Redhat and friends – You are simply hypocrites. Remember OLPC that you guys are championing? Yes, their Marvell wireless card has proprietary drivers. Get off your horse.

Fedora Core 6

I thought I would give people a run down on Fedora Core 6. I should probably share first that I am not a rapid ubuntu fanboy, but an objective computer software enthusiast. In fact, as my KDE fans know, I manage rather large deployments of SuSe systems, and I am definately not tied down to one concept or solution.

Enter Fedora Core 6

So I was browsing digg and distrowatch as usual, and I have been seeing a lot of reviews and articles on FC6. Admittedly, last time I used Fedora was back around version 2, but at some point I got lost in Gentoo and Debian and left it behind. The reviews I read were all very good, so I figured it’d be worth a dvd so why not.

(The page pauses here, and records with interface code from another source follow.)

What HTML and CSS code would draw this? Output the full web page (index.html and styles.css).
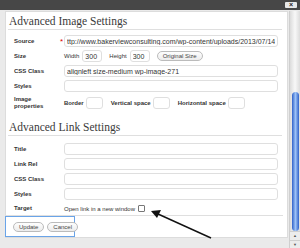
FILE: index.html
```html
<!DOCTYPE html>
<html>
<head>
  <title>Advanced Image Settings</title>
  <link rel="stylesheet" href="styles.css">
</head>
<body>
  <div class="titlebar">
    <span class="close">&#215;</span>
  </div>

  <div class="frame">
    <div class="panel">
      <h2>Advanced Image Settings</h2>

      <div class="rows">
        <div class="row">
          <label>Source</label>
          <span class="req">*</span>
          <input class="wide" type="text" value="ttp://www.bakerviewconsulting.com/wp-content/uploads/2013/07/14">
        </div>
        <div class="row">
          <label>Size</label>
          <span class="txt">Width</span>
          <input class="num" type="text" value="300">
          <span class="txt">Height</span>
          <input class="num" type="text" value="300">
          <button class="pill orig">Original Size</button>
        </div>
        <div class="row">
          <label>CSS Class</label>
          <input class="wide" type="text" value="alignleft size-medium wp-image-271">
        </div>
        <div class="row">
          <label>Styles</label>
          <input class="wide" type="text" value="">
        </div>
        <div class="row props">
          <label>Image<br>properties</label>
          <span class="txt b">Border</span>
          <input class="small" type="text">
          <span class="txt b">Vertical space</span>
          <input class="small" type="text">
          <span class="txt b">Horizontal space</span>
          <input class="small" type="text">
        </div>
      </div>

      <h2 class="second">Advanced Link Settings</h2>

      <div class="rows link-rows">
        <div class="row">
          <label>Title</label>
          <input class="wide" type="text">
        </div>
        <div class="row">
          <label>Link Rel</label>
          <input class="wide" type="text">
        </div>
        <div class="row">
          <label>CSS Class</label>
          <input class="wide" type="text">
        </div>
        <div class="row">
          <label>Styles</label>
          <input class="wide" type="text">
        </div>
        <div class="row target">
          <label>Target</label>
          <span class="txt">Open link in a new window</span>
          <span class="check"></span>
        </div>
      </div>

      <div class="actions">
        <div class="focus">
          <button class="pill">Update</button>
          <button class="pill">Cancel</button>
        </div>
      </div>
    </div>

    <div class="scrollbar">
      <div class="track">
        <div class="thumb"></div>
      </div>
      <div class="arrow">&#9650;</div>
      <div class="arrow">&#9660;</div>
    </div>
  </div>

  <svg class="pointer" width="300" height="248" viewBox="0 0 300 248">
    <line x1="211" y1="238" x2="158" y2="214" stroke="#111" stroke-width="1.4"/>
    <polygon points="151,211 161,210 157,218" fill="#111"/>
  </svg>
</body>
</html>
```

FILE: styles.css
```css
body {
  margin: 0;
  width: 300px;
  height: 248px;
  overflow: hidden;
  background: #eaeaea;
  font-family: "Liberation Sans", Arial, sans-serif;
  color: #333;
  position: relative;
}
.titlebar {
  height: 10px;
  background: #474747;
  position: relative;
}
.close {
  position: absolute;
  right: 3px;
  top: 2px;
  width: 12px;
  height: 6px;
  background: #e8e8e8;
  border-radius: 1px;
  font-size: 7px;
  line-height: 6px;
  text-align: center;
  font-weight: bold;
  color: #222;
}
.frame {
  display: flex;
  height: 238px;
  padding-top: 1px;
  box-sizing: border-box;
}
.panel {
  margin-left: 5px;
  width: 283px;
  height: 227px;
  background: #fff;
  border: 1px solid #dcdcdc;
  box-sizing: border-box;
}
h2 {
  font-family: "Liberation Serif", "Times New Roman", serif;
  font-weight: normal;
  font-size: 11.5px;
  color: #3a3a3a;
  margin: 0 5px 0 2px;
  padding: 3px 0 2px 1px;
  border-bottom: 1px solid #dfdfdf;
  line-height: 12px;
}
h2.second {
  margin-top: 8px;
}
.rows {
  padding: 5px 0 0 8px;
}
.link-rows {
  padding-top: 7px;
}
.row {
  display: flex;
  align-items: center;
  height: 12px;
  margin-bottom: 3px;
  font-size: 6px;
}
.row label {
  width: 50px;
  font-weight: bold;
  color: #333;
  flex: none;
  line-height: 7px;
}
.req {
  color: #d00;
  width: 4px;
  margin-left: -4px;
  font-size: 8px;
}
.txt {
  margin-right: 3px;
  white-space: nowrap;
}
.txt.b {
  font-weight: bold;
  margin-right: 2px;
}
input {
  font-family: "Liberation Sans", Arial, sans-serif;
  font-size: 7px;
  color: #333;
  border: 1px solid #dfdfdf;
  border-radius: 3px;
  background: #fff;
  padding: 0 2px;
  height: 12px;
  box-sizing: border-box;
  margin: 0;
}
input.wide {
  width: 214px;
}
input.num {
  width: 20px;
  margin-right: 7px;
}
input.small {
  width: 17px;
  margin-right: 8px;
}
.props {
  height: 14px;
  margin-top: 4px;
}
.pill {
  font-family: "Liberation Sans", Arial, sans-serif;
  font-size: 6px;
  color: #464646;
  height: 10px;
  padding: 0 5px;
  border: 1px solid #bbb;
  border-radius: 6px;
  background: linear-gradient(#fefefe, #ececec);
  line-height: 8px;
  margin: 0;
}
.target {
  margin-bottom: 0;
  height: 11px;
}
.check {
  width: 5px;
  height: 5px;
  border: 1px solid #777;
  border-radius: 1px;
}
.actions {
  margin: 1px 4px 0 0;
  border-top: 1px solid #dfdfdf;
}
.focus {
  width: 70px;
  height: 21px;
  border: 1px solid #6aa4e8;
  box-sizing: border-box;
  margin-left: -1px;
  display: flex;
  align-items: center;
  gap: 3px;
  padding-left: 7px;
}
.scrollbar {
  margin-left: auto;
  width: 11px;
  display: flex;
  flex-direction: column;
  height: 237px;
}
.track {
  flex: 1;
  background: linear-gradient(90deg, #dcdcdc, #f8f8f8 50%, #dcdcdc);
  border-left: 1px solid #cfcfcf;
  padding-top: 81px;
  box-sizing: border-box;
}
.thumb {
  margin: 0 auto;
  width: 7px;
  height: 139px;
  border-radius: 4px;
  background: linear-gradient(90deg, #2f62c9, #9cc2f7 50%, #2f62c9);
}
.arrow {
  height: 8px;
  font-size: 4px;
  line-height: 8px;
  text-align: center;
  color: #555;
  background: #ececec;
  border-top: 1px solid #cfcfcf;
  border-left: 1px solid #cfcfcf;
}
.pointer {
  position: absolute;
  left: 0;
  top: 0;
}
```
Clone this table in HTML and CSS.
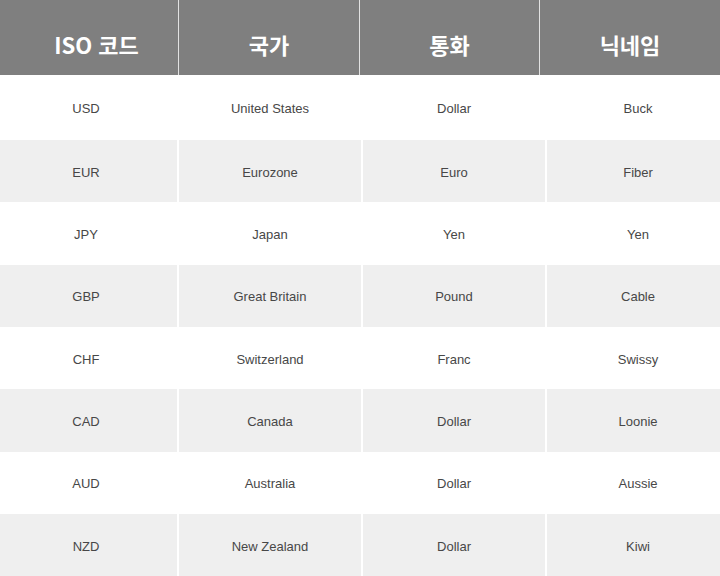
FILE: index.html
```html
<!DOCTYPE html>
<html lang="ko">
<head>
<meta charset="utf-8">
<title>통화 닉네임</title>
<link rel="stylesheet" href="styles.css">
</head>
<body>
<div class="page">
  <div class="thead">
    <div class="th th-first">ISO 코드</div>
    <div class="th">국가</div>
    <div class="th">통화</div>
    <div class="th">닉네임</div>
  </div>
  <div class="tbody">
    <div class="row row-first"><div class="td">USD</div><div class="td">United States</div><div class="td">Dollar</div><div class="td">Buck</div></div>
    <div class="row alt"><div class="td">EUR</div><div class="td">Eurozone</div><div class="td">Euro</div><div class="td">Fiber</div></div>
    <div class="row"><div class="td">JPY</div><div class="td">Japan</div><div class="td">Yen</div><div class="td">Yen</div></div>
    <div class="row alt"><div class="td">GBP</div><div class="td">Great Britain</div><div class="td">Pound</div><div class="td">Cable</div></div>
    <div class="row"><div class="td">CHF</div><div class="td">Switzerland</div><div class="td">Franc</div><div class="td">Swissy</div></div>
    <div class="row alt"><div class="td">CAD</div><div class="td">Canada</div><div class="td">Dollar</div><div class="td">Loonie</div></div>
    <div class="row"><div class="td">AUD</div><div class="td">Australia</div><div class="td">Dollar</div><div class="td">Aussie</div></div>
    <div class="row alt"><div class="td">NZD</div><div class="td">New Zealand</div><div class="td">Dollar</div><div class="td">Kiwi</div></div>
  </div>
</div>
</body>
</html>
```

FILE: styles.css
```css
html, body {
  margin: 0;
  padding: 0;
  background: #ffffff;
}

.page {
  width: 720px;
  height: 576px;
  overflow: hidden;
}

.thead {
  display: grid;
  grid-template-columns: 178px 180px 179px 1fr;
  column-gap: 1px;
  height: 75px;
  background: #e2e2e2;
}

.th {
  background: #7f7f7f;
  color: #ffffff;
  font-family: "Noto Sans CJK KR", "Noto Sans", sans-serif;
  font-weight: 700;
  font-size: 22px;
  display: flex;
  align-items: center;
  justify-content: center;
  padding-top: 12px;
  box-sizing: border-box;
}

.th-first {
  padding-left: 15px;
}

.tbody {
  display: flex;
  flex-direction: column;
  margin-left: -5px;
  width: 734px;
}

.row {
  display: grid;
  grid-template-columns: repeat(4, 182px);
  column-gap: 2px;
  height: 62.33px;
}

.row-first {
  height: 65px;
}

.td {
  display: flex;
  align-items: center;
  justify-content: center;
  font-family: "Liberation Sans", Arial, sans-serif;
  font-size: 13px;
  color: #474747;
  padding-top: 2px;
  box-sizing: border-box;
}

.row.alt .td {
  background: #efefef;
}
```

I will be the first to admit, I have been out of the Redhat scene for awhile, but I am always a fan of the underdog. With the recent Oracle news and Novell news, I figure who better than Redhat for me to advocate?

What I missed

From start to finish to formatting again, Fedora was lacking for me in key areas.

  • Wireless – The installer didn’t appear to let me use my wireless card to use the extra repositories. Once installed, the configuration dialog was not sufficient and gave errors about setting a baud rate. In Ubuntu, my wireless works without any configuration, and once installed I am able to ‘sudo apt-get install network-manager-gnome’ and life is dandy. Thanks Ubuntu for including my firmware!
  • Graphics - AIGLX and the “desktop effects” tab were a great idea, but they don’t work on my laptop. I click the button, and it doesn’t even give me reasonable feedback as to what to do, or why it didn’t work. Beryl works for me with XGL, so it seems if you are going to take the 2 hours to write a AIGLX applet, you could do fallback xserver-xgl configuration for those of us who have ATI cards without the luxury of being supported under the free driver
  • Resolution – my laptop is a native 1280×800. Fedora appeared to detect it, but once booted my fonts and display were stretched out and distorted. Ubuntu configures this right off the bat correctly.
  • Bootup – Ubuntu did something in Edgy I have been waiting for forever: hid the kernel text. Nobody reads those first few lines before the splash anyway, why display them? Fedora took no such liberties. And to those who say it’s a feature: if you could read and understand that information, you can find it anyway. Argument invalid.
  • Package Management – Yum has improved, but if I had to recommend a solution for massive deployment and ease of use, apt still gets my vote. Maybe someone should let them know 1990 called and wants their package management war back, apt won, lets come together and standardize, rather than have thousands of software programs having redundant packaging efforts.

What I didn’t miss

  • Art – Fedora has a cool new theme that is very nice and consistent, and is very stylish and eye catching. Maybe blue is just a better color? All I know is if I ran Fedora, it would look pretty cool. And people like things that look shiny and cool.
  • Installer – I guess I am just old school, but the graphical installer I found to be much better than a live cd install. It just seems a bit more mature and streamlined then Ubuntu’s live cd installer. No I don’t have anything tangible, just feel.

Conclusion

This is just one of those instances were you see screenshots and reviews, and think the grass might be nice on the other side, but find out what you already had was far and above better. So I am now in the process of throwing edgy back on. As for RedHat, I hope you guys keep fighting the good fight, and the principals RedHat has with respect to the community make me want to have hope for you. Maybe hire a few usability testers (they cost less than $10,000 per release, but bad press costs much more?)

Update: For clarification, I am not here to sit on a cross with firmware and fight the free fight. I use Linux because I like technology. And I have no problem paying for a product I use.  In a nutshell, if someone builds my house because he loves building houses, it doesn’t make is work worth nothing, and I have no problem paying for that work.